Loan steps offer leverage
It’s wise to get preapproved or prequalified for a mortgage loan before submitting an offer on your dream home to make your offer more attractive to the seller. However, they mean different things.
To get prequalified for a mortgage loan, you provide a lender your approximate income, current debts and any important details from your credit history.
The lender will then use these details to determine how much you may be eligible to borrow. You may receive a Conditional Qualification Letter from the lender, which determines your likelihood of getting a home loan.
However, it’s important to know that all information submitted during prequalification is subject to verification when your actual loan application is submitted. There is no guarantee that you will receive a home loan.
Being preapproved for a loan typically means that the lender has gone one step further and verified your financial situation.

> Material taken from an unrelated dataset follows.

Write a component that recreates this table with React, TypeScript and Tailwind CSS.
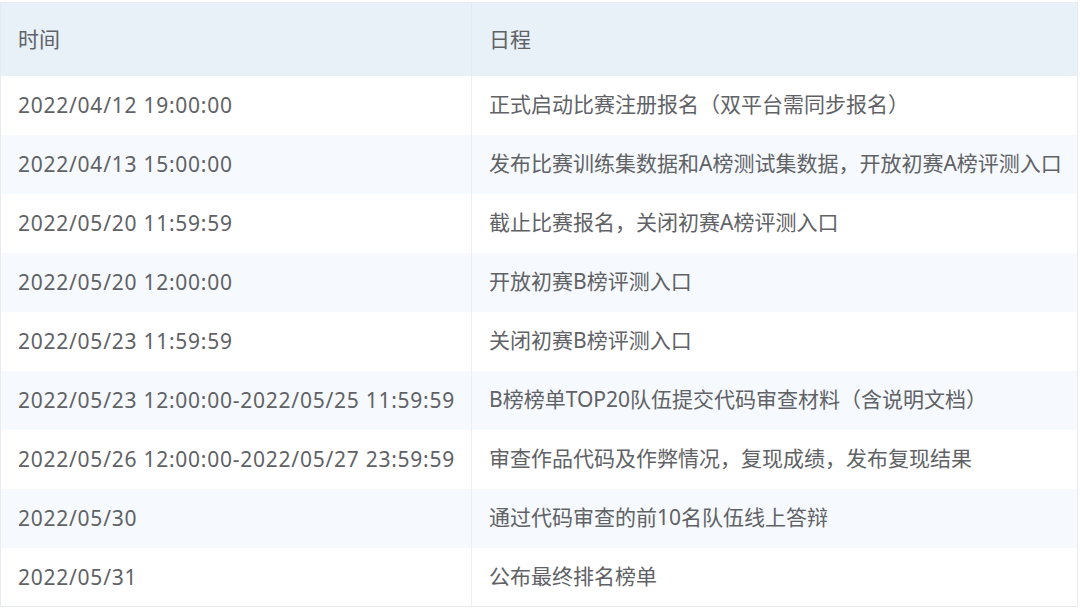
const rows: [string, string][] = [
  ['2022/04/12 19:00:00', '正式启动比赛注册报名（双平台需同步报名）'],
  ['2022/04/13 15:00:00', '发布比赛训练集数据和A榜测试集数据，开放初赛A榜评测入口'],
  ['2022/05/20 11:59:59', '截止比赛报名，关闭初赛A榜评测入口'],
  ['2022/05/20 12:00:00', '开放初赛B榜评测入口'],
  ['2022/05/23 11:59:59', '关闭初赛B榜评测入口'],
  ['2022/05/23 12:00:00-2022/05/25 11:59:59', 'B榜榜单TOP20队伍提交代码审查材料（含说明文档）'],
  ['2022/05/26 12:00:00-2022/05/27 23:59:59', '审查作品代码及作弊情况，复现成绩，发布复现结果'],
  ['2022/05/30', '通过代码审查的前10名队伍线上答辩'],
  ['2022/05/31', '公布最终排名榜单'],
]

export default function App() {
  return (
    <div
      className="w-[1080px] h-[608px] bg-white pt-[2px] overflow-hidden"
      style={{ fontFamily: '"Noto Sans", "Noto Sans CJK SC", sans-serif' }}
    >
      <table className="w-[1078px] border-collapse border border-[#e9ebf2] text-[21px] text-[#606266] table-fixed">
        <colgroup>
          <col className="w-[471px]" />
          <col />
        </colgroup>
        <thead>
          <tr className="bg-[#e8f0f8] h-[73px]">
            <th className="text-left font-normal pl-[17px] border-r border-[#e4e9f0]">时间</th>
            <th className="text-left font-normal pl-[17px]">日程</th>
          </tr>
        </thead>
        <tbody>
          {rows.map(([time, desc], i) => (
            <tr key={i} className={`h-[59px] ${i % 2 === 1 ? 'bg-[#f6f9fd]' : 'bg-white'}`}>
              <td className="pl-[17px] pt-[2px] whitespace-nowrap tracking-[0.75px] border-r border-[#eceef4]">{time}</td>
              <td className="pl-[17px] whitespace-nowrap">{desc}</td>
            </tr>
          ))}
        </tbody>
      </table>
    </div>
  )
}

When you get preapproved, you will complete a mortgage loan application and may have to pay an application fee. Your lender will commit in writing to fund your loan, but only after an extensive examination of your financial situation and pending a successful appraisal of the home and a few other conditions.
Being preapproved for a mortgage loan doesn’t mean you are borrowing the money or that you are obligated to.
It just means the lender must stand behind his written commitment to fund the specified amount unless something changes with your situation.
Think about how attractive your offer will be to the seller if you submit it with a letter preapproving you for the loan.